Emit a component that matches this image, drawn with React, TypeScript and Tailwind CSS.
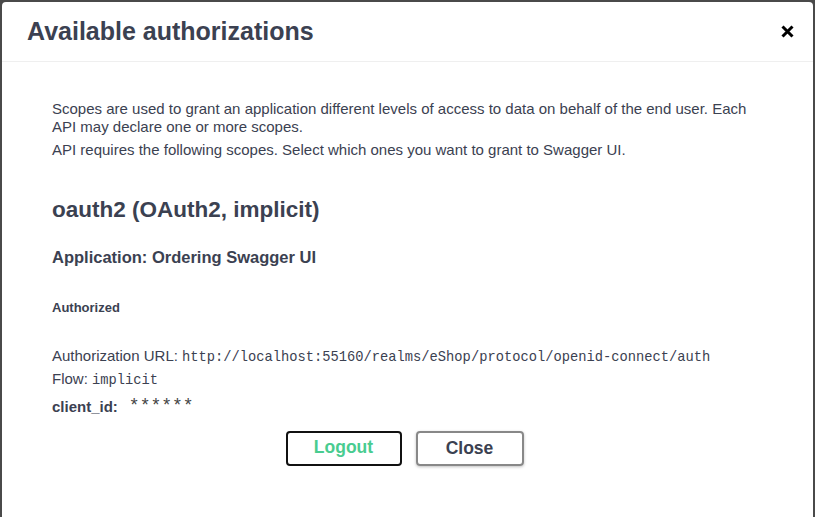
export default function App() {
    const sans = { fontFamily: "'Liberation Sans', Arial, sans-serif" };
    const mono = { fontFamily: "'Liberation Mono', 'DejaVu Sans Mono', monospace" };

    return (
        <div className="h-[517px] overflow-hidden bg-[#4a4a4a] px-[2px] pt-[2px] text-[#3b4151]" style={sans}>
            <div className="h-[560px] rounded-t-[4px] bg-white">
                {/* Header */}
                <div className="flex h-[60px] items-center justify-between border-b border-[#efefef] pl-[25px] pr-[19px]">
                    <h3 className="text-[25px] font-semibold leading-none">Available authorizations</h3>
                    <button className="text-black">
                        <svg width="13" height="13" viewBox="0 0 13 13">
                            <path d="M1.5 1.5l10 10M11.5 1.5l-10 10" stroke="currentColor" strokeWidth="3" strokeLinecap="butt" />
                        </svg>
                    </button>
                </div>

                {/* Content */}
                <div className="px-[50px] pt-[38px]">
                    <div className="text-[15px] leading-[18px]">
                        <p>
                            Scopes are used to grant an application different levels of access to data on behalf of the end user. Each API may declare one or more scopes.
                        </p>
                        <p className="mt-[5px]">API requires the following scopes. Select which ones you want to grant to Swagger UI.</p>
                    </div>

                    <h4 className="mt-[37px] text-[22.5px] font-semibold leading-[28px]">oauth2 (OAuth2, implicit)</h4>

                    <h6 className="mt-[23px] text-[16.5px] font-semibold leading-[20px]">Application: Ordering Swagger UI</h6>

                    <h6 className="mt-[33px] text-[13px] font-semibold leading-[16px]">Authorized</h6>

                    <div className="mt-[31px] text-[15px] leading-[18px]">
                        <p>
                            Authorization URL:{" "}
                            <code className="text-[13.75px]" style={mono}>
                                http://localhost:55160/realms/eShop/protocol/openid-connect/auth
                            </code>
                        </p>
                        <p className="mt-[3px]">
                            Flow:{" "}
                            <code className="text-[13.75px]" style={mono}>
                                implicit
                            </code>
                        </p>
                        <div className="mt-[8px] flex items-center">
                            <label className="font-semibold">client_id:</label>
                            <code className="-mt-[3px] ml-[11px] text-[18px] leading-none text-[#444]" style={mono}>
                                ******
                            </code>
                        </div>
                    </div>

                    {/* Buttons */}
                    <div className="mt-[15px] flex justify-center gap-[14px] pr-[6px]">
                        <button className="h-[35px] w-[116px] rounded-[4px] border-2 border-[#111] pb-[2px] text-[17.5px] font-semibold text-[#49cc90]">
                            Logout
                        </button>
                        <button className="h-[35px] w-[108px] rounded-[4px] border-2 border-[#888] pb-[1px] text-[17.5px] font-semibold text-[#3b4151] shadow-[0_1px_3px_rgba(0,0,0,0.25)]">
                            Close
                        </button>
                    </div>
                </div>
            </div>
        </div>
    );
}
· · ·
■ CHALLENGE: Take the data above and repeat it exactly, leaving each picture out.

■ IN RESPONSE:
Emit a component that matches this image, drawn with React, TypeScript and Tailwind CSS.
export default function App() {
    const sans = { fontFamily: "'Liberation Sans', Arial, sans-serif" };
    const mono = { fontFamily: "'Liberation Mono', 'DejaVu Sans Mono', monospace" };

    return (
        <div className="h-[517px] overflow-hidden bg-[#4a4a4a] px-[2px] pt-[2px] text-[#3b4151]" style={sans}>
            <div className="h-[560px] rounded-t-[4px] bg-white">
                {/* Header */}
                <div className="flex h-[60px] items-center justify-between border-b border-[#efefef] pl-[25px] pr-[19px]">
                    <h3 className="text-[25px] font-semibold leading-none">Available authorizations</h3>
                    <button className="text-black">
                        <svg width="13" height="13" viewBox="0 0 13 13">
                            <path d="M1.5 1.5l10 10M11.5 1.5l-10 10" stroke="currentColor" strokeWidth="3" strokeLinecap="butt" />
                        </svg>
                    </button>
                </div>

                {/* Content */}
                <div className="px-[50px] pt-[38px]">
                    <div className="text-[15px] leading-[18px]">
                        <p>
                            Scopes are used to grant an application different levels of access to data on behalf of the end user. Each API may declare one or more scopes.
                        </p>
                        <p className="mt-[5px]">API requires the following scopes. Select which ones you want to grant to Swagger UI.</p>
                    </div>

                    <h4 className="mt-[37px] text-[22.5px] font-semibold leading-[28px]">oauth2 (OAuth2, implicit)</h4>

                    <h6 className="mt-[23px] text-[16.5px] font-semibold leading-[20px]">Application: Ordering Swagger UI</h6>

                    <h6 className="mt-[33px] text-[13px] font-semibold leading-[16px]">Authorized</h6>

                    <div className="mt-[31px] text-[15px] leading-[18px]">
                        <p>
                            Authorization URL:{" "}
                            <code className="text-[13.75px]" style={mono}>
                                http://localhost:55160/realms/eShop/protocol/openid-connect/auth
                            </code>
                        </p>
                        <p className="mt-[3px]">
                            Flow:{" "}
                            <code className="text-[13.75px]" style={mono}>
                                implicit
                            </code>
                        </p>
                        <div className="mt-[8px] flex items-center">
                            <label className="font-semibold">client_id:</label>
                            <code className="-mt-[3px] ml-[11px] text-[18px] leading-none text-[#444]" style={mono}>
                                ******
                            </code>
                        </div>
                    </div>

                    {/* Buttons */}
                    <div className="mt-[15px] flex justify-center gap-[14px] pr-[6px]">
                        <button className="h-[35px] w-[116px] rounded-[4px] border-2 border-[#111] pb-[2px] text-[17.5px] font-semibold text-[#49cc90]">
                            Logout
                        </button>
                        <button className="h-[35px] w-[108px] rounded-[4px] border-2 border-[#888] pb-[1px] text-[17.5px] font-semibold text-[#3b4151] shadow-[0_1px_3px_rgba(0,0,0,0.25)]">
                            Close
                        </button>
                    </div>
                </div>
            </div>
        </div>
    );
}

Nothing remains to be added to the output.